Select the lines that contain "React" and copy each of them.

= = = =

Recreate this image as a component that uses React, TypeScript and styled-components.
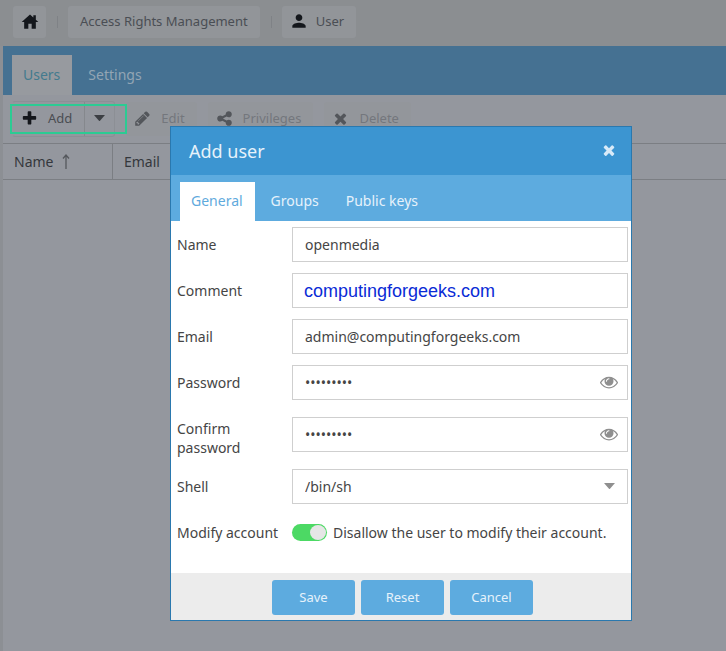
import React from 'react';
import styled, { createGlobalStyle } from 'styled-components';

const GlobalStyle = createGlobalStyle`
  * { box-sizing: border-box; }
  body {
    margin: 0;
    background: #94979e;
    color: #454545;
    font-family: "Noto Sans", "Open Sans", sans-serif;
    font-size: 14px;
    line-height: 19px;
  }
  button, input, select { font: inherit; color: inherit; }
  button { cursor: pointer; }
`;

const Page = styled.div`
  position: relative;
  min-height: 100vh;
  padding-left: 3px;
  background: linear-gradient(to right, #8c8f94 3px, #94979e 3px);
`;

const TopBar = styled.nav`
  display: flex;
  align-items: center;
  gap: 11px;
  height: 46px;
  margin-left: -3px;
  padding: 0 13px 2px;
  background: #8b8e91;
`;

const Crumb = styled.button<{ $square?: boolean }>`
  display: flex;
  align-items: center;
  justify-content: center;
  gap: 7px;
  height: 32px;
  width: ${(p) => (p.$square ? '33px' : 'auto')};
  padding: 0 ${(p) => (p.$square ? '0' : '12px 2px')};
  border: 0;
  border-radius: 3px;
  background: #929599;
  color: #4a4e54;
  font-size: 13px;
  svg { color: #14171c; }
`;

const CrumbIcon = styled.span`
  display: flex;
  margin-left: -5px;
`;

const Divider = styled.span`
  width: 1px;
  height: 12px;
  margin-right: -1px;
  background: #7f8286;
`;

const TabStrip = styled.div<{ $dim?: boolean }>`
  display: flex;
  align-items: flex-end;
  gap: 5px;
  height: ${(p) => (p.$dim ? '49px' : '46px')};
  padding: 0 9px;
  background: ${(p) => (p.$dim ? '#457192' : '#5dabdf')};
`;

const Tab = styled.button<{ $dim?: boolean; $active?: boolean }>`
  height: ${(p) => (p.$dim ? '40px' : '39px')};
  padding: 0 ${(p) => (p.$active ? '12px' : '11px')} 2px 11px;
  border: 0;
  background: ${(p) => (p.$active ? (p.$dim ? '#979a9f' : '#ffffff') : 'transparent')};
  color: ${(p) =>
    p.$dim ? (p.$active ? '#437a8e' : '#93a5b4') : p.$active ? '#5faadd' : '#e6f2fb'};
`;

const Toolbar = styled.div`
  display: flex;
  align-items: center;
  gap: 11px;
  height: 48px;
  padding: 0 9px 1px;
`;

const SplitButton = styled.div`
  position: relative;
  display: flex;
  height: 36px;
  border: 1px solid #8c8f95;
  border-left-color: transparent;
  border-radius: 3px;
`;

const ToolButton = styled.button<{ $enabled?: boolean }>`
  display: flex;
  align-items: center;
  gap: 10px;
  height: 34px;
  padding: 0 12px 0 8px;
  border: 0;
  border-radius: 3px;
  background: ${(p) => (p.$enabled ? 'transparent' : '#93969b')};
  color: ${(p) => (p.$enabled ? '#4a4d52' : '#74777d')};
  font-size: 13px;
  svg { color: ${(p) => (p.$enabled ? '#14171c' : '#53565b')}; }
`;

const SplitArrow = styled.button`
  display: flex;
  align-items: center;
  justify-content: center;
  width: 30px;
  padding: 0;
  border: 0;
  border-left: 1px solid #85888d;
  background: transparent;
  color: #3c3f44;
`;

const Highlight = styled.span`
  position: absolute;
  inset: 2px -13px 2px -3px;
  border: 2px solid #2ccb93;
  pointer-events: none;
`;

const Grid = styled.table`
  width: 100%;
  border-collapse: separate;
  border-spacing: 0;
  table-layout: fixed;
`;

const HeadCell = styled.th<{ $narrow?: boolean }>`
  width: ${(p) => (p.$narrow ? '110px' : 'auto')};
  height: 37px;
  padding: 0 11px;
  border: solid #7b7e83;
  border-width: 1px ${(p) => (p.$narrow ? '1px' : '0')} 1px 0;
  color: #34373c;
  font-weight: 400;
  text-align: left;
  svg { margin-left: 9px; vertical-align: -2px; color: #55585d; }
`;

const Overlay = styled.div`
  position: absolute;
  inset: 0;
  display: flex;
  align-items: flex-start;
  justify-content: center;
  padding: 126px 0 0 76px;
`;

const Dialog = styled.section`
  width: 462px;
  max-width: 100%;
  border: 1px solid #2a78ae;
  background: #ffffff;
`;

const DialogHeader = styled.header`
  display: flex;
  align-items: center;
  justify-content: space-between;
  height: 48px;
  padding: 0 14px 0 18px;
  background: #3c95d1;
  color: #e6f2fb;
`;

const DialogTitle = styled.h1`
  margin: 0;
  font-size: 18px;
  line-height: 24px;
  font-weight: 400;
`;

const CloseButton = styled.button`
  display: flex;
  padding: 0 0 2px;
  border: 0;
  background: transparent;
  color: #d8eaf8;
`;

const Form = styled.div`
  display: flex;
  flex-direction: column;
  gap: 11px;
  padding: 6px 3px 23px 6px;
`;

const Row = styled.div`
  display: grid;
  grid-template-columns: 115px 1fr;
  align-items: center;
  min-height: 35px;
`;

const Label = styled.label`
  align-self: start;
  padding: 8px 9px 1px 0;
`;

const Control = styled.div`
  position: relative;
  display: flex;
`;

const TextInput = styled.input<{ $accent?: boolean }>`
  width: 100%;
  height: 35px;
  padding: ${(p) => (p.$accent ? '2px' : '0')} ${(p) => (p.type === 'password' ? '36px' : '12px')} 0 ${(p) => (p.$accent ? '11px' : '12px')};
  border: 1px solid #cfcfcf;
  border-radius: 0;
  background: #ffffff;
  outline: none;
  color: ${(p) => (p.$accent ? '#0a2bd6' : '#454545')};
  font-family: ${(p) => (p.$accent ? '"Liberation Sans", Arial, sans-serif' : 'inherit')};
  font-size: ${(p) => (p.$accent ? '18px' : '14px')};
`;

const SelectInput = styled.select`
  width: 100%;
  height: 35px;
  padding: 0 36px 0 12px;
  border: 1px solid #cfcfcf;
  border-radius: 0;
  background: #ffffff;
  appearance: none;
  outline: none;
`;

const Reveal = styled.button`
  position: absolute;
  inset: 1px 1px 1px auto;
  display: flex;
  align-items: center;
  justify-content: center;
  width: 36px;
  padding: 0 0 2px;
  border: 0;
  background: transparent;
  color: #8f8f8f;
`;

const SelectArrow = styled.span`
  position: absolute;
  inset: 1px 1px 1px auto;
  display: flex;
  align-items: center;
  justify-content: center;
  width: 36px;
  color: #8f8f8f;
  pointer-events: none;
`;

const ToggleLabel = styled.label`
  display: flex;
  align-items: center;
  gap: 6px;
`;

const Toggle = styled.input`
  flex: none;
  display: flex;
  justify-content: flex-end;
  width: 35px;
  height: 17px;
  margin: 0;
  padding: 1px;
  border-radius: 9px;
  background: #4cd964;
  appearance: none;
  &::before {
    content: "";
    width: 16px;
    height: 15px;
    border-radius: 50%;
    background: #e6e6e6;
  }
  &:not(:checked) { justify-content: flex-start; background: #c4c4c4; }
`;

const Footer = styled.footer`
  display: flex;
  justify-content: center;
  gap: 6px;
  padding: 7px 0 5px 3px;
  background: #ececec;
`;

const ActionButton = styled.button`
  width: 83px;
  height: 35px;
  padding: 0;
  border: 0;
  border-radius: 3px;
  background: #5dabdf;
  color: #e6f2fb;
  font-size: 13px;
`;

const glyphs = {
  plus: 'M1600 736v192q0 40-28 68t-68 28h-416v416q0 40-28 68t-68 28h-192q-40 0-68-28t-28-68v-416h-416q-40 0-68-28t-28-68v-192q0-40 28-68t68-28h416v-416q0-40 28-68t68-28h192q40 0 68 28t28 68v416h416q40 0 68 28t28 68z',
  times: 'M1490 1322q0 40-28 68l-136 136q-28 28-68 28t-68-28l-294-294-294 294q-28 28-68 28t-68-28l-136-136q-28-28-28-68t28-68l294-294-294-294q-28-28-28-68t28-68l136-136q28-28 68-28t68 28l294 294 294-294q28-28 68-28t68 28l136 136q28 28 28 68t-28 68l-294 294 294 294q28 28 28 68z',
  eye: 'M1664 960q-152-236-381-353 61 104 61 225 0 185-131.5 316.5t-316.5 131.5-316.5-131.5-131.5-316.5q0-121 61-225-229 117-381 353 133 205 333.5 326.5t434.5 121.5 434.5-121.5 333.5-326.5zm-720-384q0-20-14-34t-34-14q-125 0-214.5 89.5t-89.5 214.5q0 20 14 34t34 14 34-14 14-34q0-86 61-147t147-61q20 0 34-14t14-34zm848 384q0 34-20 69-140 230-376.5 368.5t-499.5 138.5-499.5-139-376.5-368q-20-35-20-69t20-69q140-229 376.5-368t499.5-139 499.5 139 376.5 368q20 35 20 69z',
  pencil: 'M491 1536l91-91-235-235-91 91v107h128v128h107zm523-928q0-22-22-22-10 0-17 7l-542 542q-7 7-7 17 0 22 22 22 10 0 17-7l542-542q7-7 7-17zm-54-192l416 416-832 832h-416v-416zm683 96q0 53-37 90l-166 166-416-416 166-165q36-38 90-38 53 0 91 38l235 234q37 39 37 91z',
  share: 'M1344 1024q133 0 226.5 93.5t93.5 226.5-93.5 226.5-226.5 93.5-226.5-93.5-93.5-226.5q0-12 2-34l-360-180q-92 86-218 86-133 0-226.5-93.5t-93.5-226.5 93.5-226.5 226.5-93.5q126 0 218 86l360-180q-2-22-2-34 0-133 93.5-226.5t226.5-93.5 226.5 93.5 93.5 226.5-93.5 226.5-226.5 93.5q-126 0-218-86l-360 180q2 22 2 34t-2 34l360 180q92-86 218-86z',
};

function Glyph({ name, size }: { name: keyof typeof glyphs; size: number }) {
  return (
    <svg width={size} height={size} viewBox="0 0 1792 1792" fill="currentColor" aria-hidden="true">
      <path d={glyphs[name]} />
    </svg>
  );
}

function Caret() {
  return (
    <svg width="11" height="7" viewBox="0 0 11 7" fill="currentColor" aria-hidden="true">
      <path d="M0.8 0h9.4q.6 0 .4.6L6 5.8q-.5.5-1 0L.4.6Q.2 0 .8 0z" />
    </svg>
  );
}

function PasswordField({ id, label }: { id: string; label: string }) {
  const [visible, setVisible] = React.useState(false);
  return (
    <Row>
      <Label htmlFor={id}>{label}</Label>
      <Control>
        <TextInput id={id} type={visible ? 'text' : 'password'} defaultValue="openmedia" />
        <Reveal type="button" aria-label="Show password" onClick={() => setVisible(!visible)}>
          <Glyph name="eye" size={18} />
        </Reveal>
      </Control>
    </Row>
  );
}

export default function App() {
  return (
    <>
      <GlobalStyle />
      <Page>
        <TopBar>
          <Crumb $square aria-label="Home">
            <svg width="20" height="20" viewBox="0 0 24 24" fill="currentColor" aria-hidden="true">
              <path d="M19 9.3V4h-3v2.6L12 3 2 12h3v8h5v-6h4v6h5v-8h3l-3-2.7z" />
            </svg>
          </Crumb>
          <Divider />
          <Crumb>Access Rights Management</Crumb>
          <Divider />
          <Crumb>
            <CrumbIcon>
              <svg width="20" height="20" viewBox="0 0 24 24" fill="currentColor" aria-hidden="true">
                <path d="M12 12c2.21 0 4-1.79 4-4s-1.79-4-4-4-4 1.79-4 4 1.79 4 4 4zm0 2c-2.67 0-8 1.34-8 4v2h16v-2c0-2.66-5.33-4-8-4z" />
              </svg>
            </CrumbIcon>
            User
          </Crumb>
        </TopBar>
        <TabStrip $dim>
          <Tab $dim $active>Users</Tab>
          <Tab $dim>Settings</Tab>
        </TabStrip>
        <Toolbar>
          <SplitButton>
            <ToolButton $enabled>
              <Glyph name="plus" size={17} />
              Add
            </ToolButton>
            <SplitArrow aria-label="More add options">
              <Caret />
            </SplitArrow>
            <Highlight />
          </SplitButton>
          <ToolButton>
            <Glyph name="pencil" size={17} />
            Edit
          </ToolButton>
          <ToolButton>
            <Glyph name="share" size={17} />
            Privileges
          </ToolButton>
          <ToolButton>
            <Glyph name="times" size={17} />
            Delete
          </ToolButton>
        </Toolbar>
        <Grid>
          <thead>
            <tr>
              <HeadCell $narrow>
                Name
                <svg width="8" height="15" viewBox="0 0 8 15" fill="none" stroke="currentColor" aria-hidden="true">
                  <path d="M4 15V1.5M1 4.5l3-3.5 3 3.5" strokeWidth="1.3" />
                </svg>
              </HeadCell>
              <HeadCell>Email</HeadCell>
            </tr>
          </thead>
        </Grid>
        <Overlay>
          <Dialog role="dialog" aria-labelledby="dialog-title">
            <DialogHeader>
              <DialogTitle id="dialog-title">Add user</DialogTitle>
              <CloseButton aria-label="Close">
                <Glyph name="times" size={16} />
              </CloseButton>
            </DialogHeader>
            <TabStrip>
              <Tab $active>General</Tab>
              <Tab>Groups</Tab>
              <Tab>Public keys</Tab>
            </TabStrip>
            <Form>
              <Row>
                <Label htmlFor="name">Name</Label>
                <TextInput id="name" defaultValue="openmedia" />
              </Row>
              <Row>
                <Label htmlFor="comment">Comment</Label>
                <TextInput id="comment" $accent defaultValue="computingforgeeks.com" />
              </Row>
              <Row>
                <Label htmlFor="email">Email</Label>
                <TextInput id="email" defaultValue="admin@computingforgeeks.com" />
              </Row>
              <PasswordField id="password" label="Password" />
              <PasswordField id="confirm" label="Confirm password" />
              <Row>
                <Label htmlFor="shell">Shell</Label>
                <Control>
                  <SelectInput id="shell" defaultValue="/bin/sh">
                    <option>/bin/sh</option>
                  </SelectInput>
                  <SelectArrow>
                    <Caret />
                  </SelectArrow>
                </Control>
              </Row>
              <Row>
                <Label htmlFor="modify">Modify account</Label>
                <ToggleLabel>
                  <Toggle id="modify" type="checkbox" defaultChecked />
                  Disallow the user to modify their account.
                </ToggleLabel>
              </Row>
            </Form>
            <Footer>
              <ActionButton>Save</ActionButton>
              <ActionButton>Reset</ActionButton>
              <ActionButton>Cancel</ActionButton>
            </Footer>
          </Dialog>
        </Overlay>
      </Page>
    </>
  );
}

= = = =

■ Exercise solution
Recreate this image as a component that uses React, TypeScript and styled-components.
import React from 'react';
  const [visible, setVisible] = React.useState(false);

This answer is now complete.